**What is expected**
Using the data below, copy every line that contains the word "this".

■ ■ ■ ■

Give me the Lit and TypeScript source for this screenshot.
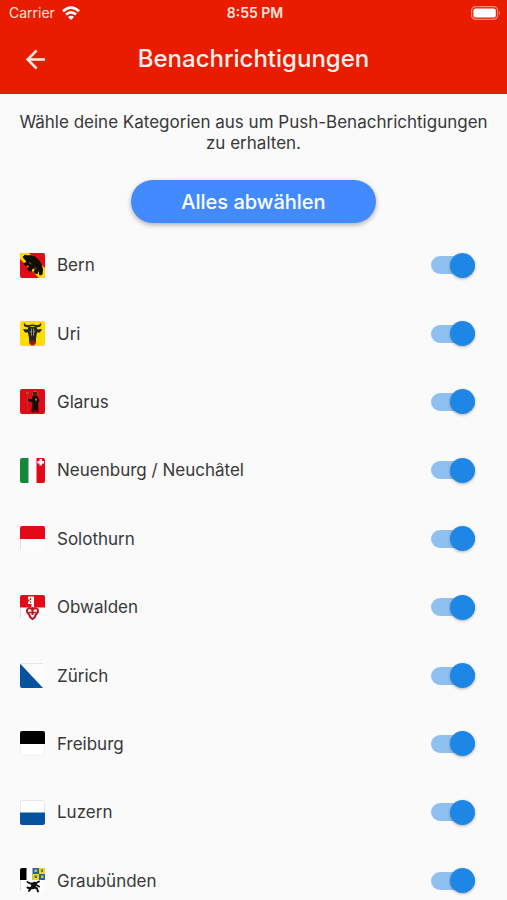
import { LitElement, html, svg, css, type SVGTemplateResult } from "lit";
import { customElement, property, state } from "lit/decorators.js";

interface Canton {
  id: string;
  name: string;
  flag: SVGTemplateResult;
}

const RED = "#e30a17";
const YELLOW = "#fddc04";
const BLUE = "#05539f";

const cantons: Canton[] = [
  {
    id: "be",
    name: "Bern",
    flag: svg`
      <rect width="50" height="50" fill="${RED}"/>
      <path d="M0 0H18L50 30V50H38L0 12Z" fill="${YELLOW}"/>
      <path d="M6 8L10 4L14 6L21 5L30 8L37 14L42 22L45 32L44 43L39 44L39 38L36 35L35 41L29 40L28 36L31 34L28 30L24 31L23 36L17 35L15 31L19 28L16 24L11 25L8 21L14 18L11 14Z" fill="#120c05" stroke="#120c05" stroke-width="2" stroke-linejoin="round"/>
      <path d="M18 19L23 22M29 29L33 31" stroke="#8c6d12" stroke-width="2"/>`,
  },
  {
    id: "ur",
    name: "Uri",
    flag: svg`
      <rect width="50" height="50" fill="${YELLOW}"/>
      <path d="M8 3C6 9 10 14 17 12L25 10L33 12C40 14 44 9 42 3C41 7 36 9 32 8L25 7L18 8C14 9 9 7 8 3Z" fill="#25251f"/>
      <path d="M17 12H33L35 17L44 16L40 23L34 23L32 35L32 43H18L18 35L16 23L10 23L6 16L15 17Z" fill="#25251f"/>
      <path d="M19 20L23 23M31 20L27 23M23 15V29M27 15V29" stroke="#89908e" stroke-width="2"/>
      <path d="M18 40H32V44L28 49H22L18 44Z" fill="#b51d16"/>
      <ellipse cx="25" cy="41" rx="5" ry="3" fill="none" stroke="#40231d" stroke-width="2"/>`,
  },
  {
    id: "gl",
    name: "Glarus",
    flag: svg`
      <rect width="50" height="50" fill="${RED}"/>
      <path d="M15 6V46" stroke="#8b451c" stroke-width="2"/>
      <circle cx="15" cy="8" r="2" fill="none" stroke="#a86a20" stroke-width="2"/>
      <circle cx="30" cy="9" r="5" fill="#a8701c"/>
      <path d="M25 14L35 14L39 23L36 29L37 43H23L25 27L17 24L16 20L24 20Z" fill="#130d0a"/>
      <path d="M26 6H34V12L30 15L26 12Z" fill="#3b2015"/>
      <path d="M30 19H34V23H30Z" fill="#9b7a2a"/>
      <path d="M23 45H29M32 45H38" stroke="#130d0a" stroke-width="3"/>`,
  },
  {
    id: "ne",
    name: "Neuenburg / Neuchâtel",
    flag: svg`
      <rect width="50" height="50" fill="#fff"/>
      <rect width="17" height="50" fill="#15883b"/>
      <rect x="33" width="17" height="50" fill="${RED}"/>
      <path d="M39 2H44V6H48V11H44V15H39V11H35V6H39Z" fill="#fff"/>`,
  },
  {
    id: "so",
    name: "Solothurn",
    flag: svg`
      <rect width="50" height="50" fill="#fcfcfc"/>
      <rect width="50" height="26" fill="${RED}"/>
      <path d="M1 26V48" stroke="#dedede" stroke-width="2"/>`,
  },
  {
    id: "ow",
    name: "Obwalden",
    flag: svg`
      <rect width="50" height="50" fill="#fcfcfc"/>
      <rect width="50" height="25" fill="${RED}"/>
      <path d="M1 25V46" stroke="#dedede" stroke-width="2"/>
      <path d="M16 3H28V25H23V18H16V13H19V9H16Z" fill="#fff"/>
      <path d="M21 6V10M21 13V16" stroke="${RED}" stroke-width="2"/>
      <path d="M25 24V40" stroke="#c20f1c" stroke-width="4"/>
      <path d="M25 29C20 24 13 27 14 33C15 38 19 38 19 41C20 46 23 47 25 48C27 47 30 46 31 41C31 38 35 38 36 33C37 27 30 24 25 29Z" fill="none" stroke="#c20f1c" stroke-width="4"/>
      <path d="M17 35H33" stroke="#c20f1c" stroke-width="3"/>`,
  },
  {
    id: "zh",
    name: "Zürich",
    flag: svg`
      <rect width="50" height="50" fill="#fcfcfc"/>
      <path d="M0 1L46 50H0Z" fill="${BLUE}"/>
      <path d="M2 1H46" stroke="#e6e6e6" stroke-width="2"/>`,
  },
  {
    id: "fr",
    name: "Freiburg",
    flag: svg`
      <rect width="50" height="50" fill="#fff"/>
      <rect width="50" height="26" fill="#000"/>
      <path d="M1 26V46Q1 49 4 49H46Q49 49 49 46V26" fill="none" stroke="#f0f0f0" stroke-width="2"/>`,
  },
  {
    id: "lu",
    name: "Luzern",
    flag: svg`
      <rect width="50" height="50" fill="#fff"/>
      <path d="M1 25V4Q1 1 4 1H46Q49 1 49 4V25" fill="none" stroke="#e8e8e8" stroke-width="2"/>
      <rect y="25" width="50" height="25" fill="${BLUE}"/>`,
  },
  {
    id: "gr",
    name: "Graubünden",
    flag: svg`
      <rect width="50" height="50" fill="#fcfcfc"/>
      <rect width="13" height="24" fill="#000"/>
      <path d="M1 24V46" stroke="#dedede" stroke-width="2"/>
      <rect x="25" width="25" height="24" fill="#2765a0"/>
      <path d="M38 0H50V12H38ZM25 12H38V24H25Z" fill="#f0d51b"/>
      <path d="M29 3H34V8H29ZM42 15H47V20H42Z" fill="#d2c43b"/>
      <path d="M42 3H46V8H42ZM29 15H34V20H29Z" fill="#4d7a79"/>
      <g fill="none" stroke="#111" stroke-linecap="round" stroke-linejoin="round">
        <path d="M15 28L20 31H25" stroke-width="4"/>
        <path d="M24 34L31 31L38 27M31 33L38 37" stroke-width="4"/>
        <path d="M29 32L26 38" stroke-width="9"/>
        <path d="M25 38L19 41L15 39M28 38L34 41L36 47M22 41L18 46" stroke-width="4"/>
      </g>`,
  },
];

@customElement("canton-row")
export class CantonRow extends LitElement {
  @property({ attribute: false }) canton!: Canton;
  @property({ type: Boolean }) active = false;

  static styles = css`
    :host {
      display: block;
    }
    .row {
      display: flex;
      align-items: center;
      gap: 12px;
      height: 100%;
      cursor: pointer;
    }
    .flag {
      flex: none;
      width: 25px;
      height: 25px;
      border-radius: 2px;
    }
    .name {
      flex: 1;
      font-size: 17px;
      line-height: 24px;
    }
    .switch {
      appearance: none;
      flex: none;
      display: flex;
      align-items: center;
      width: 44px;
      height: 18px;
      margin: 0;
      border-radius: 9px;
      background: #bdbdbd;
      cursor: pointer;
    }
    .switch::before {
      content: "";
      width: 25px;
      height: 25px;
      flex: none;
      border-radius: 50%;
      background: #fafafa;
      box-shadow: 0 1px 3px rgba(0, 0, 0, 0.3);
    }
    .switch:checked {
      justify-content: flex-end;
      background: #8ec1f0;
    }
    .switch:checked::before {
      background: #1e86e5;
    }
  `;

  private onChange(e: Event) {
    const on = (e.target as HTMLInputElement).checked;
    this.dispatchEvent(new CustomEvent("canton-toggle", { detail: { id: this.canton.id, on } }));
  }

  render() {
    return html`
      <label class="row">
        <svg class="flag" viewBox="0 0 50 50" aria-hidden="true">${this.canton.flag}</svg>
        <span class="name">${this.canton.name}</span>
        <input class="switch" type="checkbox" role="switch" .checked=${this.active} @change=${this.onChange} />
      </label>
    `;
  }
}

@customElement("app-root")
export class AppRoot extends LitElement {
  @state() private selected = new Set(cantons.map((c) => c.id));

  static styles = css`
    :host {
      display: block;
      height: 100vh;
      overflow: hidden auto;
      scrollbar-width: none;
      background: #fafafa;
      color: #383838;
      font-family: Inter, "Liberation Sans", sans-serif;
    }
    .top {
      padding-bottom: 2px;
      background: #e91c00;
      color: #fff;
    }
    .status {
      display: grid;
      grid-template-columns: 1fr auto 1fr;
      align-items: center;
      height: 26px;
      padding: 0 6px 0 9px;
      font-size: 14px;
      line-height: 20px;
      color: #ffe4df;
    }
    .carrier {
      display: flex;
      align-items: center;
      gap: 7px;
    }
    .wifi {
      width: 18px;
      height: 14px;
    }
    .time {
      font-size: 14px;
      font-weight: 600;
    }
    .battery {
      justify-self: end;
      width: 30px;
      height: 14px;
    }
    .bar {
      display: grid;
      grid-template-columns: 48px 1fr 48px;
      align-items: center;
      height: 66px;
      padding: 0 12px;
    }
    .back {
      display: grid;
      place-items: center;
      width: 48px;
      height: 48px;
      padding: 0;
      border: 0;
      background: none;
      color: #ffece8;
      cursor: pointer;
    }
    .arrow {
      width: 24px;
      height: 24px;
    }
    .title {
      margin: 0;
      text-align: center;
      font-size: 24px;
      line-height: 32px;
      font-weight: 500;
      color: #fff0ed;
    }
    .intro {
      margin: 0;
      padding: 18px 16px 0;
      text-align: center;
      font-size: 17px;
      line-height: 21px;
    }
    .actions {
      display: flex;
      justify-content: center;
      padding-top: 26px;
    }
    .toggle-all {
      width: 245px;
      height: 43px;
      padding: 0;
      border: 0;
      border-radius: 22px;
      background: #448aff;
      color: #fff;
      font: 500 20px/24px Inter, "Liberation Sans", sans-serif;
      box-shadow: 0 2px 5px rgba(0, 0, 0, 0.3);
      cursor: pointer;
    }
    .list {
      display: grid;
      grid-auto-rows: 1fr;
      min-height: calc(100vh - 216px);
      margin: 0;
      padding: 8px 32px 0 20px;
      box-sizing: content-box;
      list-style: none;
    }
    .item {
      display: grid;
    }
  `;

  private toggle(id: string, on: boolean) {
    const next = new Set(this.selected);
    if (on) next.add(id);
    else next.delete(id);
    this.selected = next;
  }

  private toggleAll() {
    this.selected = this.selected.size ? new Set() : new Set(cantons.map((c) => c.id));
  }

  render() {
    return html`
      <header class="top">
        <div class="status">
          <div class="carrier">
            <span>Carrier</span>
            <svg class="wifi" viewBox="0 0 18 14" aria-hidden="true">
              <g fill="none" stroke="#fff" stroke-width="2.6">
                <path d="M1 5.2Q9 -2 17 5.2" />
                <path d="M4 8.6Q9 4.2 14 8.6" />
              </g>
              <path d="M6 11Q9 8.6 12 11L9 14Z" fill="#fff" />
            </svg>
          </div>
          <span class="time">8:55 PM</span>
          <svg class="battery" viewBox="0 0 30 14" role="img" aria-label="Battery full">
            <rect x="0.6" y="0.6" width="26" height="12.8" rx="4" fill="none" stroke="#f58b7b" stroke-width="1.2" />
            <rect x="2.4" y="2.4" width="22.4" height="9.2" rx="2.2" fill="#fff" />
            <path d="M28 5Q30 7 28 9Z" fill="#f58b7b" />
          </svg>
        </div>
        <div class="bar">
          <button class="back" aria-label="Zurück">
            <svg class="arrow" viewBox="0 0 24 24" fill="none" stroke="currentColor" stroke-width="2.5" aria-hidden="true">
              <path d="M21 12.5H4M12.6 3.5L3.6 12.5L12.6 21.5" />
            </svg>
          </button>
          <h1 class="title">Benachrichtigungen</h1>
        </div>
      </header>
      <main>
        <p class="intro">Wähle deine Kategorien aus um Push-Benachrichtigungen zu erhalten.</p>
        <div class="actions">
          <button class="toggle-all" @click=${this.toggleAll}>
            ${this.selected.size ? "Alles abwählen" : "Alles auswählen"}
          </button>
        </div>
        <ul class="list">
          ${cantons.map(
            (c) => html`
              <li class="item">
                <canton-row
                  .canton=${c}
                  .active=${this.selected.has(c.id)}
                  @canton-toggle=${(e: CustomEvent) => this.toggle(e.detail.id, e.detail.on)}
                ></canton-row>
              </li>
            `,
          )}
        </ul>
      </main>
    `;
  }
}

■ ■ ■ ■

**Problem solution**
Give me the Lit and TypeScript source for this screenshot.
    this.dispatchEvent(new CustomEvent("canton-toggle", { detail: { id: this.canton.id, on } }));
        <svg class="flag" viewBox="0 0 50 50" aria-hidden="true">${this.canton.flag}</svg>
        <span class="name">${this.canton.name}</span>
        <input class="switch" type="checkbox" role="switch" .checked=${this.active} @change=${this.onChange} />
    const next = new Set(this.selected);
    this.selected = next;
    this.selected = this.selected.size ? new Set() : new Set(cantons.map((c) => c.id));
          <button class="toggle-all" @click=${this.toggleAll}>
            ${this.selected.size ? "Alles abwählen" : "Alles auswählen"}
                  .active=${this.selected.has(c.id)}
                  @canton-toggle=${(e: CustomEvent) => this.toggle(e.detail.id, e.detail.on)}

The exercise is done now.